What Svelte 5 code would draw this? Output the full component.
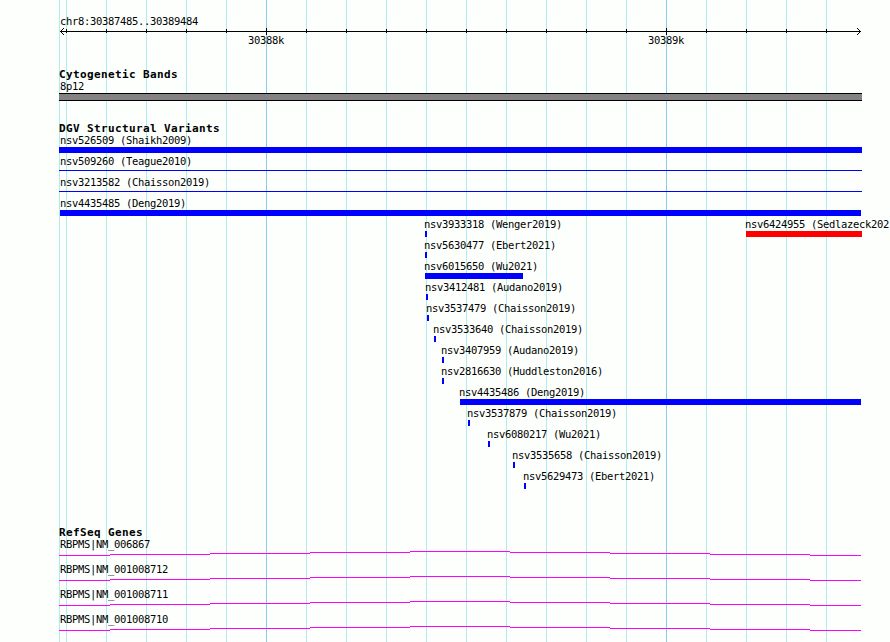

*-*-*

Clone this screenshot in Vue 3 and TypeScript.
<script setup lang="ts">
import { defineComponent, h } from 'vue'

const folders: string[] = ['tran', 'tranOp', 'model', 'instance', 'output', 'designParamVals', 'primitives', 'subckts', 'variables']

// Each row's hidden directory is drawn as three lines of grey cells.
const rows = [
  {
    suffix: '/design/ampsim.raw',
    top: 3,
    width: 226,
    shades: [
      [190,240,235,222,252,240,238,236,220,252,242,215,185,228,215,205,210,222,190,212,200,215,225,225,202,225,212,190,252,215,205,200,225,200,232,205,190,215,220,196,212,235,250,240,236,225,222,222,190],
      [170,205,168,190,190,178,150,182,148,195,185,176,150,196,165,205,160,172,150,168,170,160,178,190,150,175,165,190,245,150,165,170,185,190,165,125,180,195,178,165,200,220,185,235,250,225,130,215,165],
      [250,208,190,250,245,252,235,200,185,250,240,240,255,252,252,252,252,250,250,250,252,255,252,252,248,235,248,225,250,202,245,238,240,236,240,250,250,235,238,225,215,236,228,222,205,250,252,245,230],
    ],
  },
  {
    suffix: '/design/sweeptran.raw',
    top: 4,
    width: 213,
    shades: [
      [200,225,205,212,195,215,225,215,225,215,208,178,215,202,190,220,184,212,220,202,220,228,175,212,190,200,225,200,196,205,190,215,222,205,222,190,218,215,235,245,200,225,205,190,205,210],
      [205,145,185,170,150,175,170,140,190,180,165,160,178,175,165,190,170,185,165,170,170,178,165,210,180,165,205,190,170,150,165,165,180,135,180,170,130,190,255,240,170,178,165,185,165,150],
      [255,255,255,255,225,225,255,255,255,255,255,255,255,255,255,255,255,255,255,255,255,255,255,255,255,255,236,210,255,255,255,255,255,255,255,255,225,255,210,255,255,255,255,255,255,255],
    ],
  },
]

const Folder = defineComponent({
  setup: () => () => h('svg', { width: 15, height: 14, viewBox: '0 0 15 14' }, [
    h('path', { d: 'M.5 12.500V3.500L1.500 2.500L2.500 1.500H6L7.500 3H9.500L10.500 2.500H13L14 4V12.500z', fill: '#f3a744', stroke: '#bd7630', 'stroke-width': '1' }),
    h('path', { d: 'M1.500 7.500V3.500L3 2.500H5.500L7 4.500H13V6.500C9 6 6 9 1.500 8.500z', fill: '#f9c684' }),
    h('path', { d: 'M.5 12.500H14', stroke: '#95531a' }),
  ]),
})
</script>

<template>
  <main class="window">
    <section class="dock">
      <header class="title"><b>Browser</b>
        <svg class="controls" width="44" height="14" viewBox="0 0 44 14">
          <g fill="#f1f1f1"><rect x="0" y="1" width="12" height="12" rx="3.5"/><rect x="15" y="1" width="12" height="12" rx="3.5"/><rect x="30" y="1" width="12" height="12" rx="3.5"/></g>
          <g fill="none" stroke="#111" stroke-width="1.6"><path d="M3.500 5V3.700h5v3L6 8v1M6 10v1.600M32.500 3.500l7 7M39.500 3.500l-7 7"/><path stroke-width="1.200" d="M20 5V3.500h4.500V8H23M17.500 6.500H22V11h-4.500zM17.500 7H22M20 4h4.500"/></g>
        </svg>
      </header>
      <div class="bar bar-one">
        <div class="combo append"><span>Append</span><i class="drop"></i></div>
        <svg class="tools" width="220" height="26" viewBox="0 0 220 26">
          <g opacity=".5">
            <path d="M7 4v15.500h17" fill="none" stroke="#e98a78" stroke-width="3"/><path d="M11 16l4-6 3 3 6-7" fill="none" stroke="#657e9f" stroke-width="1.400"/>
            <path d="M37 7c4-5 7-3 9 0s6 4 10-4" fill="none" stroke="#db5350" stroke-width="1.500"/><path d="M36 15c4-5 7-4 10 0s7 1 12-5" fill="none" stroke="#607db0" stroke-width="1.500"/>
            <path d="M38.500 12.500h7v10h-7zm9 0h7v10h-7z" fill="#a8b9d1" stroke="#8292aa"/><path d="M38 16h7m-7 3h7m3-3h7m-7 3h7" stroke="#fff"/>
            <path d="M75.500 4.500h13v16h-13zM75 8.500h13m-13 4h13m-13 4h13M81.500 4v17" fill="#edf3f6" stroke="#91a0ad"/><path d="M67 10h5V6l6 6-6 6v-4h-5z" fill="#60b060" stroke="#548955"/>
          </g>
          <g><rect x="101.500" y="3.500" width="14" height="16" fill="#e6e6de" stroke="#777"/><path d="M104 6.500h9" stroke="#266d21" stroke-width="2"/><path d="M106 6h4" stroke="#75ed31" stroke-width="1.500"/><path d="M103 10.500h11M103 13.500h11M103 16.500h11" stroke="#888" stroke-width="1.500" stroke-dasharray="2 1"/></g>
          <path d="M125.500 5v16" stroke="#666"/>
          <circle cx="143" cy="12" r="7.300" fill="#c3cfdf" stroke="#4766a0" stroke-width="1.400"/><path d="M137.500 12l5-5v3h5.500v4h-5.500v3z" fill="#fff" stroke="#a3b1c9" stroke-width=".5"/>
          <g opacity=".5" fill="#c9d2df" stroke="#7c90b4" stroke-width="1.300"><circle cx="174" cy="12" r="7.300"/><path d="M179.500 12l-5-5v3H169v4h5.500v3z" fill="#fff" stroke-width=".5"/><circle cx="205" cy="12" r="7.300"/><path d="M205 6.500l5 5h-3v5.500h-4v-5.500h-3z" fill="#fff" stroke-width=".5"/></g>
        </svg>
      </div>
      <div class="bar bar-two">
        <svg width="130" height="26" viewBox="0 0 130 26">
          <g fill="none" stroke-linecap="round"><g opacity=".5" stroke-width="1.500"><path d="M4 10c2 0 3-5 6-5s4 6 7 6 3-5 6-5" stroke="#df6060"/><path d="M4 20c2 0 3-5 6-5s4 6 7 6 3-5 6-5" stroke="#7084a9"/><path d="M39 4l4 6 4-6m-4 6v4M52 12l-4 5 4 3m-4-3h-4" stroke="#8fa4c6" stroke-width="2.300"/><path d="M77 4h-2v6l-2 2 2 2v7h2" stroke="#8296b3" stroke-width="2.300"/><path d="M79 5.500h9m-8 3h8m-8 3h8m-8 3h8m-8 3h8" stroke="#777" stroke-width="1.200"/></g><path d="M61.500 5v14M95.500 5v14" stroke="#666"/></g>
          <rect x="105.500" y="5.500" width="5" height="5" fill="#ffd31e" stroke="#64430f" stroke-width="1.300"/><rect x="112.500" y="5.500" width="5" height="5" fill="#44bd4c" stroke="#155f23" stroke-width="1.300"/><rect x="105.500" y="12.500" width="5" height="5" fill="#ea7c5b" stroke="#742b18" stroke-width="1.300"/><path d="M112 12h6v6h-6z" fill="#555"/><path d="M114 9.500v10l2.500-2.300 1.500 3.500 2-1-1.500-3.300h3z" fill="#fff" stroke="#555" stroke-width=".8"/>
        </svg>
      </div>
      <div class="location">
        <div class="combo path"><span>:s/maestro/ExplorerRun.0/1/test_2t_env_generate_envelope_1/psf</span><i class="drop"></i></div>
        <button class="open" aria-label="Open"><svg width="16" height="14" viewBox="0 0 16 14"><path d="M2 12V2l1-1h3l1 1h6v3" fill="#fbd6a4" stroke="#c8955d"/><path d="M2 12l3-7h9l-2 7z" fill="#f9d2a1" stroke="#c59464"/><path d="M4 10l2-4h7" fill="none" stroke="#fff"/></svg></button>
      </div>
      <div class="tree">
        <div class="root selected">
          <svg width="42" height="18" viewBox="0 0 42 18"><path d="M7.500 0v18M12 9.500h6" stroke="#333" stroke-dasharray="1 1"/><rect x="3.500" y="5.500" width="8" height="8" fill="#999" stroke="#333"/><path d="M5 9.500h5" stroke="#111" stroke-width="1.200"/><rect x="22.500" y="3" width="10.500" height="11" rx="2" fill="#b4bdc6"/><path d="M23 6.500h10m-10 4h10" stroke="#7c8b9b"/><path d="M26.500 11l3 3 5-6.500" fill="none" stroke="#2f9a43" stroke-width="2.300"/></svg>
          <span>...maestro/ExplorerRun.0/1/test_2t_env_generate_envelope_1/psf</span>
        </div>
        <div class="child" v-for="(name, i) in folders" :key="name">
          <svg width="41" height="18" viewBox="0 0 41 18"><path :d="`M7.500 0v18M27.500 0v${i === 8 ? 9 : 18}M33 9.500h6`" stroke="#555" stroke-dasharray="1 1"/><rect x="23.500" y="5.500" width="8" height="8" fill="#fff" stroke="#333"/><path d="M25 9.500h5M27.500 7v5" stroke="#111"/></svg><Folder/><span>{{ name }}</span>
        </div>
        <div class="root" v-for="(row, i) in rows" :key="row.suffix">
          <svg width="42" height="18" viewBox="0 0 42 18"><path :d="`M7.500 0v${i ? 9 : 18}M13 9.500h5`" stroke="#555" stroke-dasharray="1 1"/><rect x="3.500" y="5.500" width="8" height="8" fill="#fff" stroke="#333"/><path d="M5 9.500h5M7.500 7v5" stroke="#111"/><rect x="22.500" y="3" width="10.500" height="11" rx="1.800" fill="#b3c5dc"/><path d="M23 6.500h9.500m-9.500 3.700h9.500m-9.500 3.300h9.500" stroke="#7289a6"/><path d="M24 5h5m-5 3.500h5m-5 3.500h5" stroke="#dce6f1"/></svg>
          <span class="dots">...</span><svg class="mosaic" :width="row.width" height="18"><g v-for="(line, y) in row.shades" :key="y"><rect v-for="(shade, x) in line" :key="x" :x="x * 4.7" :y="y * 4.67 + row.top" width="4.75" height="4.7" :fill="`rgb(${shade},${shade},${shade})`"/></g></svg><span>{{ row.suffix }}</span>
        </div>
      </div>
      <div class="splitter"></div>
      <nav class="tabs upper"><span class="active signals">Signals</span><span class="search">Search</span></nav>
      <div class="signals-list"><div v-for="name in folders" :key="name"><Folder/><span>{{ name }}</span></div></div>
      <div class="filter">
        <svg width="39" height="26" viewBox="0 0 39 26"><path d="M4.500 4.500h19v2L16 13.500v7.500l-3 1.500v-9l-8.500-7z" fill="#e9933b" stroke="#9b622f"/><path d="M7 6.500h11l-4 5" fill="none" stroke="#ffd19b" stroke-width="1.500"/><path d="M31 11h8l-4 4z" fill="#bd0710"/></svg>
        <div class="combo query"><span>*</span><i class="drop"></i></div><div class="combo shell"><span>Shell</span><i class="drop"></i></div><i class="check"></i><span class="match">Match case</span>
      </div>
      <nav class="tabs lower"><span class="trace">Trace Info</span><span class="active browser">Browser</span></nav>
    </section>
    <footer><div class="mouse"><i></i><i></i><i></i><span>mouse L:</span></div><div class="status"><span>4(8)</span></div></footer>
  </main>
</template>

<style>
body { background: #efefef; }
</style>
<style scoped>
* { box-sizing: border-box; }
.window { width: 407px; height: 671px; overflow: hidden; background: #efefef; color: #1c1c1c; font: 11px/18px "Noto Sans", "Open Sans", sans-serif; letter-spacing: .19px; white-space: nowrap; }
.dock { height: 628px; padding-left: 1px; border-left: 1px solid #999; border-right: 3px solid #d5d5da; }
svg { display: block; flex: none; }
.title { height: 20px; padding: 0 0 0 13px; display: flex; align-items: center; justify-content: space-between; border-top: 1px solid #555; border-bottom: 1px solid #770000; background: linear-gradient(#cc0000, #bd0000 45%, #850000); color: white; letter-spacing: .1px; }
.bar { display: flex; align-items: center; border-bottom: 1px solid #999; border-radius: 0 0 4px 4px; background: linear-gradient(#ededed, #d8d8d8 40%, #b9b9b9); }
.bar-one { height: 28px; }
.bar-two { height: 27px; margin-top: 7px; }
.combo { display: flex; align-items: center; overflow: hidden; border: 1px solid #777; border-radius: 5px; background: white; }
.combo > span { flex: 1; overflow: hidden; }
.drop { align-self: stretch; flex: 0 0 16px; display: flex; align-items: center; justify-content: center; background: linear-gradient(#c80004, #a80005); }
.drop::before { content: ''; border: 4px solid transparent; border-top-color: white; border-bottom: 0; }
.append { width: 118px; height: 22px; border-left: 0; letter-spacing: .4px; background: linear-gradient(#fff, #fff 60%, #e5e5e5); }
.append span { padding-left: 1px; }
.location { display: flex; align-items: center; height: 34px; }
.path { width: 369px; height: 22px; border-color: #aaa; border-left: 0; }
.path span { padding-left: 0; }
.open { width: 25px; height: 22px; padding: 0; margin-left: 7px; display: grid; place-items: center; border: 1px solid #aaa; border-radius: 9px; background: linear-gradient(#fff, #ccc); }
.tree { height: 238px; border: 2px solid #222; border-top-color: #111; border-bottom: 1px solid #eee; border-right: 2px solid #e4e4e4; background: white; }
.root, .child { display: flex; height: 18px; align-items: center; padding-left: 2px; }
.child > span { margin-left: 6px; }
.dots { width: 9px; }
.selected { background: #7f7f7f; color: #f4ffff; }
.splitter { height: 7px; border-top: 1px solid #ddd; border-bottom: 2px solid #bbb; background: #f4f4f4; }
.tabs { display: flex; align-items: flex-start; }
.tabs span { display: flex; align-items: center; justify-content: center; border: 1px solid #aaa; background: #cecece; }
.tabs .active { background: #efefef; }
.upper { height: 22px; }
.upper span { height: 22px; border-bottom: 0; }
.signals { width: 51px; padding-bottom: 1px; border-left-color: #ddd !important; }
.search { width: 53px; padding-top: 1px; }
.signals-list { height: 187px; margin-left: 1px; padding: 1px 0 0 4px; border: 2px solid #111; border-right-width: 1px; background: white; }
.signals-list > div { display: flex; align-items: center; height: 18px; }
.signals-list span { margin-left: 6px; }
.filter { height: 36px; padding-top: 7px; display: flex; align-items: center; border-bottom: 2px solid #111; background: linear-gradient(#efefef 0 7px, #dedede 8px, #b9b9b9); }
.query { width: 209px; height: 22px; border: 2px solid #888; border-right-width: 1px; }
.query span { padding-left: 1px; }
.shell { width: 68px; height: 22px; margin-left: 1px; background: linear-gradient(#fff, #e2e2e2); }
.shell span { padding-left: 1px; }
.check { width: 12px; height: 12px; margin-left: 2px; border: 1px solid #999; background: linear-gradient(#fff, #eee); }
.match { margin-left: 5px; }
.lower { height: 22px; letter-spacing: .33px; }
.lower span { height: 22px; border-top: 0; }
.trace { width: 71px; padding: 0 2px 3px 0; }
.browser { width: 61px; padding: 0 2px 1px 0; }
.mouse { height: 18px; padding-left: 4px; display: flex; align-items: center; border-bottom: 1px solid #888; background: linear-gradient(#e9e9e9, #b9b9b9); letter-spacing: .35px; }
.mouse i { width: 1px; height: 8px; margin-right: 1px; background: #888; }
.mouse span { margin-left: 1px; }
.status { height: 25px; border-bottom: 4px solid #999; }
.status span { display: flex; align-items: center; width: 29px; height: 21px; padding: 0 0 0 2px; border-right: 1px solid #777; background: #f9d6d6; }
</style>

*-*-*

# WRITTEN PROBLEM
Output exactly the lines running from the line containing "Clone this screenshot" through the line containing "const folders: string[]", and only those lines.

# EXERCISE OUTPUT
Clone this screenshot in Vue 3 and TypeScript.
<script setup lang="ts">
import { defineComponent, h } from 'vue'

const folders: string[] = ['tran', 'tranOp', 'model', 'instance', 'output', 'designParamVals', 'primitives', 'subckts', 'variables']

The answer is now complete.